A further difference between civil disobedience and common crimes pertains to the willingness of the offender to accept the legal consequences. The willingness of disobedients to accept punishment is taken not only as a mark of (general) fidelity to the law, but also as an assertion that they differ from ordinary offenders. Accepting punishment also can have great strategic value, as Martin Luther King Jr observes: 'If you confront a man who has been cruelly misusing you, and say "Punish me, if you will; I do not deserve it, but I will accept it, so that the world will know I am right and you are wrong," then you wield a powerful and just weapon.' (Washington, 1991, 348). Moreover, like non-violence, a willingness to accept the legal consequences normally is preferable, and often has a positive impact upon the disobedient’s cause. This willingness may make the majority realise that what is for them a matter of indifference is for disobedients a matter of great importance (Singer, 1973, 84). Similarly, it may demonstrate the purity or selflessness of the disobedient’s motives or serve as a means to mobilise more broad-based support (Raz, 1979, 265). And yet, punishment can also be detrimental to dissenters’ efforts by compromising future attempts to assist others through protest (Greenawalt, 1987, 239). Furthermore, the link between a willingness to accept punishment and respect for law can be pulled apart.

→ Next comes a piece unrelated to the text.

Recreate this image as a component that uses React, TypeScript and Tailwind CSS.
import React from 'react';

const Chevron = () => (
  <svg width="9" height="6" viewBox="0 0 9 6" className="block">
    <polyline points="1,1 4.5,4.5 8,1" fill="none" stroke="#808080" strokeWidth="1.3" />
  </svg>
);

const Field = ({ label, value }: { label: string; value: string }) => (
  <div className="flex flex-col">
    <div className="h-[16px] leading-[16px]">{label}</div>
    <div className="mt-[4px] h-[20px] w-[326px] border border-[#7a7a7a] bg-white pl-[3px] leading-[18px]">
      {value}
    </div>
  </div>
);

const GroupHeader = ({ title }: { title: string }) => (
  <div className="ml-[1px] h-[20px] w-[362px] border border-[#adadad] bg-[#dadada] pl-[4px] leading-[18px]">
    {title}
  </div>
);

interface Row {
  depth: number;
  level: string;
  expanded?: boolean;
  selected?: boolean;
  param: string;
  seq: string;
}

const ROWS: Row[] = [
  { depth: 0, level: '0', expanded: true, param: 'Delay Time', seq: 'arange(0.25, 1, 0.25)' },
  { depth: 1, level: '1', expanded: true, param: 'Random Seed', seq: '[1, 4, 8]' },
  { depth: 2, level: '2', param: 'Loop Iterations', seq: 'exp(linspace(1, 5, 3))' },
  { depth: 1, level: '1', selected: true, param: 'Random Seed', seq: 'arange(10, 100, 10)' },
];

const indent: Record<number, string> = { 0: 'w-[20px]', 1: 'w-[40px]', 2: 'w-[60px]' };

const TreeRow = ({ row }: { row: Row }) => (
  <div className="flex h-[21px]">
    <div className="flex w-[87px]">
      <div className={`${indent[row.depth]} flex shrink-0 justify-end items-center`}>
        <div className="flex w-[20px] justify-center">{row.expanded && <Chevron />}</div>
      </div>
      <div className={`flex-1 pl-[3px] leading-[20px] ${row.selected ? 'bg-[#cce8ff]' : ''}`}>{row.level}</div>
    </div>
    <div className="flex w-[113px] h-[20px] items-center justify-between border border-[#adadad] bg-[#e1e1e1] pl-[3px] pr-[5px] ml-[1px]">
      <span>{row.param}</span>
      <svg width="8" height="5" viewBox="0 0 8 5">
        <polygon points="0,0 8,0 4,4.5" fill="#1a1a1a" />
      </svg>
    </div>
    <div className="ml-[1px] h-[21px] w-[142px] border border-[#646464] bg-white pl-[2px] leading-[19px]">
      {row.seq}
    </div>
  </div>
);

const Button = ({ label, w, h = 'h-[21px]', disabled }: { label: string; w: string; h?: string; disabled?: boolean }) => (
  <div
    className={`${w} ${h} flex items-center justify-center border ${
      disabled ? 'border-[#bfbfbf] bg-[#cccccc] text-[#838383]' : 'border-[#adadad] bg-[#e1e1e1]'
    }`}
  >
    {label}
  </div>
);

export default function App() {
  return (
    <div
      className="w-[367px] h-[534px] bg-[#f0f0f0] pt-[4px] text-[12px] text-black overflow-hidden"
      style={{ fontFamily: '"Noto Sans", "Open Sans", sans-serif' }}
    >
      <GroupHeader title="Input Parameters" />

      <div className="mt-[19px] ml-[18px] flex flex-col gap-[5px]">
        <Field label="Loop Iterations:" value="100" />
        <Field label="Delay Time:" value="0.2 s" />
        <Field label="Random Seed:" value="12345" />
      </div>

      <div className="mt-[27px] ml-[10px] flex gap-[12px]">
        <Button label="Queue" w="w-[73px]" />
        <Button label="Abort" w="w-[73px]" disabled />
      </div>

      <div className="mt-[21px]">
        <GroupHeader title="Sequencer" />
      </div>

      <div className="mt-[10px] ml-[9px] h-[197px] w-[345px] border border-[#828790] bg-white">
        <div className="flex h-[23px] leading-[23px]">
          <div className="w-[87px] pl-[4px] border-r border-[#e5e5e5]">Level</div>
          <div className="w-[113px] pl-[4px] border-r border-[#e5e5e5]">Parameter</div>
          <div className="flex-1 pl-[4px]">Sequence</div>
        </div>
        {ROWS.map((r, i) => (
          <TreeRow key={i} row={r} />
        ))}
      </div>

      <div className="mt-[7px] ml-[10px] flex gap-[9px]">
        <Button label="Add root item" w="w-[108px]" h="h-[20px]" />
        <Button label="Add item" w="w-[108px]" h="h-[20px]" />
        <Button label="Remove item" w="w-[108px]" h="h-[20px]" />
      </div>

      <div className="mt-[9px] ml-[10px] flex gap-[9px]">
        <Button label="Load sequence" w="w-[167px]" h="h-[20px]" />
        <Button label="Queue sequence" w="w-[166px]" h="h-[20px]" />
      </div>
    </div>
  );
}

A revolutionary like Gandhi was happy to go to jail for his offences, but felt no fidelity toward the particular legal system in which he acted.

Now, in Washington D.C. Catholic Bishops seem not to understand the distinction above.

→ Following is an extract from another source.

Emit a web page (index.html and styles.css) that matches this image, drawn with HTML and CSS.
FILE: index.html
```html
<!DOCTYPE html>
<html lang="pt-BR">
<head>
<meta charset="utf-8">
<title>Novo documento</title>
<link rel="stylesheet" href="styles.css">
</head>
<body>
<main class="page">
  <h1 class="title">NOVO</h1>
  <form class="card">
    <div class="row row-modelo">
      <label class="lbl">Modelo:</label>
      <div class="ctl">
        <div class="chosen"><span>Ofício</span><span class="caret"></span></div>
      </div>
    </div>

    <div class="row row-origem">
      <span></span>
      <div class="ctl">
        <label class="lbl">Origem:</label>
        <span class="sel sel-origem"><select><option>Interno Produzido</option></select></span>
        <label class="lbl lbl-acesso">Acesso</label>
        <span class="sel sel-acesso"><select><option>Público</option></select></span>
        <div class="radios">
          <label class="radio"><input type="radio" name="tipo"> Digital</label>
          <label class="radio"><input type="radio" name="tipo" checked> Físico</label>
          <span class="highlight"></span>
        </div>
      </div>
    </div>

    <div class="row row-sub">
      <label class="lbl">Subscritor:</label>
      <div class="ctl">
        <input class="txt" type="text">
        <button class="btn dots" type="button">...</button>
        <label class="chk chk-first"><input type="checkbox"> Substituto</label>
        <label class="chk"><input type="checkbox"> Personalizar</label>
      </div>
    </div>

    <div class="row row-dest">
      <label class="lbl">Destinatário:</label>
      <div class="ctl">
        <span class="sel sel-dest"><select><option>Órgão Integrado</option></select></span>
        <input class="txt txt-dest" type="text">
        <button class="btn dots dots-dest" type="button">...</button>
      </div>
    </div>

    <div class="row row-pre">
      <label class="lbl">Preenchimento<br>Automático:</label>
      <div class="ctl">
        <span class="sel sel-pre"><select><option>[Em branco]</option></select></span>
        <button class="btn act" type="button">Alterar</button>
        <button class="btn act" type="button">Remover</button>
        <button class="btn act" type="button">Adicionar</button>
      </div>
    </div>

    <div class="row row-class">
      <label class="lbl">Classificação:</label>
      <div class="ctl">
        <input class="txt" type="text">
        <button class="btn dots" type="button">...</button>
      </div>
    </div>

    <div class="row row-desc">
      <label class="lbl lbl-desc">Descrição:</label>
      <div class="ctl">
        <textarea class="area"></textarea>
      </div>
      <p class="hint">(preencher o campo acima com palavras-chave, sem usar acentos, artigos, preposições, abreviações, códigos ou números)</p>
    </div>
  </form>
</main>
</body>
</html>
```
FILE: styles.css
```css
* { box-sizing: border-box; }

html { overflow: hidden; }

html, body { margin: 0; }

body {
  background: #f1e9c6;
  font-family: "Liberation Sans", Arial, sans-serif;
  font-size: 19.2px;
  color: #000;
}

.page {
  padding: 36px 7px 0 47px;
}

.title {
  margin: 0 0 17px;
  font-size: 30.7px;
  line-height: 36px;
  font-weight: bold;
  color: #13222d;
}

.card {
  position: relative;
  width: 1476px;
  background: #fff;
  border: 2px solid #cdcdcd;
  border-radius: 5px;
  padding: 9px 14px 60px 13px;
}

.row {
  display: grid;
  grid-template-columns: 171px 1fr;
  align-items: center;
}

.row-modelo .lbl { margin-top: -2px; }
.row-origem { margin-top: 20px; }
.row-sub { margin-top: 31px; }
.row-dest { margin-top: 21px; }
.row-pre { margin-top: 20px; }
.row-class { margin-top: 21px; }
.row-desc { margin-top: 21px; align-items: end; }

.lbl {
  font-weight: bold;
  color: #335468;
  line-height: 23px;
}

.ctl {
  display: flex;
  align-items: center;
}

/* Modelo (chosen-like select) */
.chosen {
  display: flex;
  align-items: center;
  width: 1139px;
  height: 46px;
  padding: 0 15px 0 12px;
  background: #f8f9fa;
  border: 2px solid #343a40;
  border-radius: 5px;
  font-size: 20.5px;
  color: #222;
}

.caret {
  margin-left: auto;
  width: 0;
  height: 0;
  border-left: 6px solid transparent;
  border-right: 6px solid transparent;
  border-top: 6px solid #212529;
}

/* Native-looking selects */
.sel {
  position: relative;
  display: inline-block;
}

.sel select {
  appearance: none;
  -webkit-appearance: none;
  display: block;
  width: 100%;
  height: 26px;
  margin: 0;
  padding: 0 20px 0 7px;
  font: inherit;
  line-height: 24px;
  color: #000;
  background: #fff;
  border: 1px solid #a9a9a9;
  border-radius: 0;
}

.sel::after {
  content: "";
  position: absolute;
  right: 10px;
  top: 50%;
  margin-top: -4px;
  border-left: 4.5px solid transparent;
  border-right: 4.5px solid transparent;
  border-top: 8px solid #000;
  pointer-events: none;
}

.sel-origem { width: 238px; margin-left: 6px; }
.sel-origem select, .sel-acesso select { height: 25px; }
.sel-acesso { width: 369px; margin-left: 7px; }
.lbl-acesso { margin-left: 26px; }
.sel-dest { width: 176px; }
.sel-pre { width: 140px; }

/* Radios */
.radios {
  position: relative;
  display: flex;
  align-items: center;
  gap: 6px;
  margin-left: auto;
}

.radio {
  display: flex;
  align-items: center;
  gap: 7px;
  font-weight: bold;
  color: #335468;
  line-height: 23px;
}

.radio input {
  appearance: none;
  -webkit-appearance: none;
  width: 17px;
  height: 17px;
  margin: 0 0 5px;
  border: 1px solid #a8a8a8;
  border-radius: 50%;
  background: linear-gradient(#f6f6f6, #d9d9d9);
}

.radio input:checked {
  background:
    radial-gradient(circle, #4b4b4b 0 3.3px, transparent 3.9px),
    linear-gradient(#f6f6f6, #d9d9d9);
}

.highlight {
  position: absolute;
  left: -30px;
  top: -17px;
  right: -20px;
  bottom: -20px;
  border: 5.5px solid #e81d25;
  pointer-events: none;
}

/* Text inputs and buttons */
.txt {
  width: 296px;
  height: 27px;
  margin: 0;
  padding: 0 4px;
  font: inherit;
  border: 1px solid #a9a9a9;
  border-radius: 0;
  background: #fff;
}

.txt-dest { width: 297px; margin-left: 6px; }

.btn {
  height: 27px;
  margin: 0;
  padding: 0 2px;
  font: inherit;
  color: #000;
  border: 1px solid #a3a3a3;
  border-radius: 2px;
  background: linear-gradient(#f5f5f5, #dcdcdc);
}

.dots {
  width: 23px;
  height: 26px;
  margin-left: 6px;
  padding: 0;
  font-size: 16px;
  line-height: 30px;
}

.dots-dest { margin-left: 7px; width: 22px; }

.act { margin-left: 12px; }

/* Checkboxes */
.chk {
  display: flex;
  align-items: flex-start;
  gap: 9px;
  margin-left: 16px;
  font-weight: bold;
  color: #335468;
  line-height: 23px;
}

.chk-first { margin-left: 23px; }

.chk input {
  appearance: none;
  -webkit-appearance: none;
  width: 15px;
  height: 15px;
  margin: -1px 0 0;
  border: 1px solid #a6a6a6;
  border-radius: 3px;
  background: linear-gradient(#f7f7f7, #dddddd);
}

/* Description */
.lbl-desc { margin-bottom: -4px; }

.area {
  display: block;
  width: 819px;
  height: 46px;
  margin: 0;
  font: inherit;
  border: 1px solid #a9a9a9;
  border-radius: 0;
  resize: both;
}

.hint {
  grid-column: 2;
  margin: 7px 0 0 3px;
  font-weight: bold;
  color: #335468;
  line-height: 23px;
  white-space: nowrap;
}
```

They lead a church that claims to stand on the side of the sick and the poor, the meek who shall inherit the earth. But in the course of a single week, the bishops of the Roman Catholic Church proclaimed themselves willing to see health-care denied to millions of uninsured Americans, and to yank the social-service rug out from under the feet of tens of thousands of urban poor in the nation’s capital — all to serve the bishops’ obsession with the sex lives and reproductive organs of others.

The church’s week of shame began with the bishops’ role in creating the monster that is the Stupak amendment to the health-care reform bill passed last weekend by the House of Representatives, when the bishops refused to bless a compromise made between pro-choice and anti-abortion Democrats in the language of the bill. (Without the bishops’ blessing, anti-choice Democrats vowed to vote against the bill, so Speaker Nancy Pelosi was strong-armed into allowing Rep. Bart Stupak, D-Mich., to bring an anti-choice amendment to the floor.) Finishing off the week with a brutal bang, the church threatened to sever its social service contracts with the District of Columbia if the city council of Washington, D.C., passes a measure legalizing same-sex marriage — a move that would throw services to 68,000 of the poorest and most vulnerable citizens of the nation’s capital into chaos.

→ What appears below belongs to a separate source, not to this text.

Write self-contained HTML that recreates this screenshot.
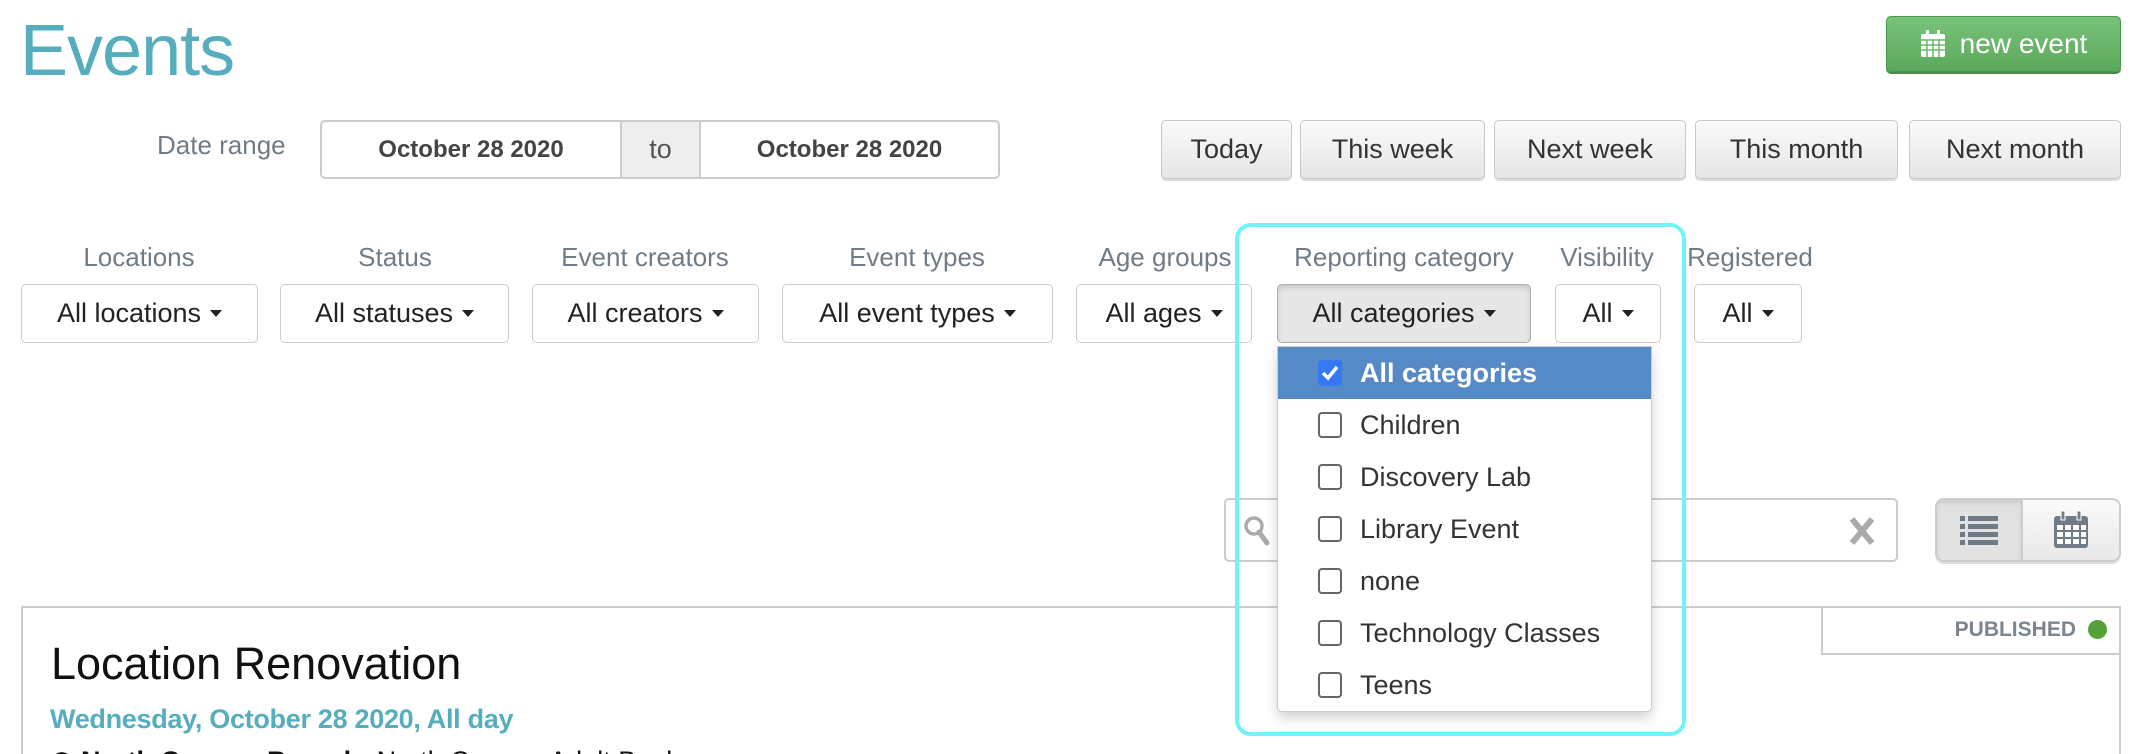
<!DOCTYPE html>
<html><head><meta charset="utf-8"><style>
*{box-sizing:border-box;margin:0;padding:0}
html,body{width:2144px;height:754px;overflow:hidden}
body{background:#fff;font-family:"Liberation Sans",sans-serif;color:#333;position:relative}
.a{position:absolute}
.btn{position:absolute;border:1px solid #ccc;border-radius:5px;background:#fff;font-size:27px;color:#222;display:flex;align-items:center;justify-content:center;white-space:nowrap}
.gb{background:linear-gradient(#fafafa,#e6e6e6);border-color:#c8c8c8;box-shadow:0 2px 0 #ddd;color:#333}
.car{display:inline-block;width:0;height:0;border-left:6px solid transparent;border-right:6px solid transparent;border-top:7px solid #222;margin-left:9px;vertical-align:middle}
.lbl{position:absolute;font-size:26px;color:#6f7c88;text-align:center;white-space:nowrap;transform:translateX(-50%)}
.it{position:absolute;left:0;width:375px;height:52px;display:flex;align-items:center;font-size:27px;color:#333}
.cb{width:24px;height:26px;border:2px solid #666;border-radius:4px;margin-left:40px;margin-right:18px;background:#fff}
</style></head><body>
<div class="a" style="left:20px;top:10px;font-size:72px;color:#56adbe;letter-spacing:-1px">Events</div>
<div class="btn" style="left:1886px;top:16px;width:235px;height:56px;background:linear-gradient(#79c27a,#5ba95c);border-color:#4d964e;color:#fff;font-size:28px;box-shadow:0 2px 0 #4a8a4b">
<svg width="26" height="28" viewBox="0 0 26 28" style="margin-right:14px"><rect x="1" y="4" width="24" height="23" rx="2" fill="#fff"/><g stroke="#6ab56b" stroke-width="1.5"><path d="M1 10H25M1 15H25M1 20H25M7 10V27M13 10V27M19 10V27"/></g><rect x="6" y="0" width="3" height="7" fill="#fff"/><rect x="17" y="0" width="3" height="7" fill="#fff"/></svg>new event</div>

<div class="a" style="left:157px;top:130px;font-size:26px;color:#6f7c88">Date range</div>
<div class="a" style="left:320px;top:120px;width:680px;height:59px;border:2px solid #ccc;border-radius:5px;display:flex;font-size:24px;font-weight:bold;color:#444">
<div style="width:298px;display:flex;align-items:center;justify-content:center">October 28 2020</div>
<div style="width:81px;background:#eee;border-left:2px solid #ccc;border-right:2px solid #ccc;display:flex;align-items:center;justify-content:center;font-weight:normal;font-size:27px;color:#555">to</div>
<div style="flex:1;display:flex;align-items:center;justify-content:center">October 28 2020</div></div>

<div class="btn gb" style="left:1161px;top:120px;width:131px;height:59px">Today</div>
<div class="btn gb" style="left:1300px;top:120px;width:185px;height:59px">This week</div>
<div class="btn gb" style="left:1494px;top:120px;width:192px;height:59px">Next week</div>
<div class="btn gb" style="left:1695px;top:120px;width:203px;height:59px">This month</div>
<div class="btn gb" style="left:1909px;top:120px;width:212px;height:59px">Next month</div>

<div class="lbl" style="left:139px;top:242px">Locations</div>
<div class="lbl" style="left:395px;top:242px">Status</div>
<div class="lbl" style="left:645px;top:242px">Event creators</div>
<div class="lbl" style="left:917px;top:242px">Event types</div>
<div class="lbl" style="left:1165px;top:242px">Age groups</div>
<div class="lbl" style="left:1404px;top:242px">Reporting category</div>
<div class="lbl" style="left:1607px;top:242px">Visibility</div>
<div class="lbl" style="left:1750px;top:242px">Registered</div>

<div class="btn" style="left:21px;top:284px;width:237px;height:59px">All locations<span class="car"></span></div>
<div class="btn" style="left:280px;top:284px;width:229px;height:59px">All statuses<span class="car"></span></div>
<div class="btn" style="left:532px;top:284px;width:227px;height:59px">All creators<span class="car"></span></div>
<div class="btn" style="left:782px;top:284px;width:271px;height:59px">All event types<span class="car"></span></div>
<div class="btn" style="left:1076px;top:284px;width:176px;height:59px">All ages<span class="car"></span></div>
<div class="btn" style="left:1277px;top:284px;width:254px;height:59px;background:#e6e6e6;border-color:#adadad;box-shadow:inset 0 3px 5px rgba(0,0,0,.12)">All categories<span class="car"></span></div>
<div class="btn" style="left:1555px;top:284px;width:106px;height:59px">All<span class="car"></span></div>
<div class="btn" style="left:1694px;top:284px;width:108px;height:59px">All<span class="car"></span></div>

<div class="a" style="left:1224px;top:498px;width:674px;height:64px;border:2px solid #ccc;border-radius:5px"></div>
<svg class="a" style="left:1243px;top:515px" width="28" height="32" viewBox="0 0 28 32"><circle cx="11" cy="11" r="8" fill="none" stroke="#aaa" stroke-width="3.5"/><path d="M16 17L24 28" stroke="#aaa" stroke-width="5" stroke-linecap="round"/></svg>
<svg class="a" style="left:1848px;top:516px" width="28" height="30" viewBox="0 0 28 30"><path d="M4 3L24 27M24 3L4 27" stroke="#aaa" stroke-width="6"/></svg>
<div class="a" style="left:1935px;top:498px;width:186px;height:64px;border:2px solid #ccc;border-radius:9px;overflow:hidden;display:flex;box-shadow:0 2px 0 #ddd">
<div style="width:86px;background:#e2e2e2;border-right:2px solid #ccc;display:flex;align-items:center;justify-content:center;box-shadow:inset 0 3px 5px rgba(0,0,0,.1)"><svg width="38" height="30" viewBox="0 0 38 30"><g fill="#6f7c88"><rect x="0" y="1" width="5" height="5"/><rect x="8" y="1" width="30" height="5"/><rect x="0" y="9" width="5" height="5"/><rect x="8" y="9" width="30" height="5"/><rect x="0" y="17" width="5" height="5"/><rect x="8" y="17" width="30" height="5"/><rect x="0" y="25" width="5" height="5"/><rect x="8" y="25" width="30" height="5"/></g></svg></div>
<div style="flex:1;background:linear-gradient(#fafafa,#e8e8e8);display:flex;align-items:center;justify-content:center"><svg width="36" height="38" viewBox="0 0 36 38"><rect x="1" y="5" width="34" height="32" rx="3" fill="#6f7c88"/><g fill="#fff"><rect x="4" y="14" width="6" height="5"/><rect x="12" y="14" width="6" height="5"/><rect x="20" y="14" width="6" height="5"/><rect x="28" y="14" width="5" height="5"/><rect x="4" y="21" width="6" height="5"/><rect x="12" y="21" width="6" height="5"/><rect x="20" y="21" width="6" height="5"/><rect x="28" y="21" width="5" height="5"/><rect x="4" y="28" width="6" height="5"/><rect x="12" y="28" width="6" height="5"/><rect x="20" y="28" width="6" height="5"/><rect x="28" y="28" width="5" height="5"/></g><rect x="8" y="0" width="4" height="9" fill="#6f7c88" stroke="#fff"/><rect x="24" y="0" width="4" height="9" fill="#6f7c88" stroke="#fff"/></svg></div></div>

<div class="a" style="left:21px;top:606px;width:2100px;height:160px;border:2px solid #ccc;border-bottom:none"></div>
<div class="a" style="left:1821px;top:606px;width:300px;height:49px;border:2px solid #ccc;border-top:none;display:flex;align-items:center;justify-content:flex-end;padding-right:12px;font-size:21px;font-weight:bold;color:#7b8590">PUBLISHED<span style="display:inline-block;width:19px;height:19px;border-radius:50%;background:#55a337;margin-left:12px"></span></div>
<div class="a" style="left:51px;top:638px;font-size:45px;color:#111">Location Renovation</div>
<div class="a" style="left:50px;top:704px;font-size:27px;color:#56adbe;font-weight:bold;letter-spacing:-0.3px">Wednesday, October 28 2020, All day</div>
<div class="a" style="left:50px;top:746px;font-size:27px;color:#111;font-weight:bold;white-space:nowrap">&#9673; North Canyon Branch: <span style="font-weight:normal">North Canyon Adult Book</span></div>

<div class="a" style="left:1235px;top:223px;width:451px;height:513px;border:4px solid #6ff4fb;border-radius:16px"></div>
<div class="a" style="left:1277px;top:346px;width:375px;height:366px;background:#fff;border:1px solid #ccc;border-radius:0 0 5px 5px;box-shadow:0 6px 12px rgba(0,0,0,.18);overflow:hidden">
<div class="it" style="top:0;background:#558ac6;color:#fff;font-weight:bold"><span class="cb" style="background:#3478f6;border-color:#3478f6;display:flex;align-items:center;justify-content:center"><svg width="18" height="16" viewBox="0 0 18 16"><path d="M2 8L7 13L16 2" stroke="#fff" stroke-width="3.5" fill="none"/></svg></span>All categories</div>
<div class="it" style="top:52px"><span class="cb"></span>Children</div>
<div class="it" style="top:104px"><span class="cb"></span>Discovery Lab</div>
<div class="it" style="top:156px"><span class="cb"></span>Library Event</div>
<div class="it" style="top:208px"><span class="cb"></span>none</div>
<div class="it" style="top:260px"><span class="cb"></span>Technology Classes</div>
<div class="it" style="top:312px"><span class="cb"></span>Teens</div>
</div>
</body></html>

But they should understand one thing clearly, now that D.C. city councilman David Catania (a gay, Republican council member) spelled it out for them.

Catania, who said he has been the biggest supporter of Catholic Charities on the council, said he is baffled by the church’s stance. From 2006 through 2008, Catania said, Catholic Charities received about $8.2 million in city contracts, as well as several hundred thousand dollars’ worth this year through his committee.

“If they find living under our laws so oppressive that they can no longer take city resources, the city will have to find an alternative partner to step in to fill the shoes,” Catania said. He also said Catholic Charities was involved in only six of the 102 city-sponsored adoptions last year.

Civil disobedience doesn’t involve holding people hostage. At least not anywhere that I’m aware of.

If the Catholic Bishops are going to engage in civil disobedience, they’ll have to accept the consequences. When they refuse to comply with state or municipal laws that prohibit discrimination, etc., they should -- at the very least -- forfeit any government funding they receive to deliver services, especially if they refuse to deliver services until the laws they object to are changed. I’d probably add to that any and all free use of publicly-owned spaces. The city can find someone who will deliver the services needed, and the church can find $8.2 million elsewhere.

That isn’t civil disobedience, if you ask me. Civil disobedience doesn’t involve making threats, and certainly not threatening to leave people in need to suffer. Civil disobedience seeks to change policy through changing hearts and minds. It requires faith in the humanity of your opponent, that he can be brought to see your point of view. It requires empathy, not extortion.

And I think perhaps the Bishops should ask themselves “What Would Jesus Do?” Would Jesus refuse to feed, cloth and house the poor because D.C. let two guys get married? Would he refuse to heal the sick because the District let two women get hitched?

It’s been a long time since I taught Sunday school or considered myself a Christian. But what I remember from those days tells me he probably wouldn’t.

It’s not a perfect analogy, but I recall the woman that Jesus healed on the Sabbath, despite the Pharisee’s admonitions about the law forbidding it. Like I said, it’s not a perfect analogy, but the story suggests to me that it’s unlikely Jesus would let a law -- any law -- stop him from carrying out what he believed was God’s work and his duty here on earth.

Most likely he would have healed the sick, fed the poor, and continued to express his opposition to th law. He wouldn’t tell a sick person to come back on one of the other seven days. And he probably wouldn’t tell a hungry or destitute person to come back when the was changed to his liking.

It sounds like that’s what the Bishops are doing. It doesn’t sound Christ-like to me, but I don’t claim to be an authority on the subject. If they refuse to accept the consequences of refusing to abide the the laws where they operate, they can’t really call it civil disobedience.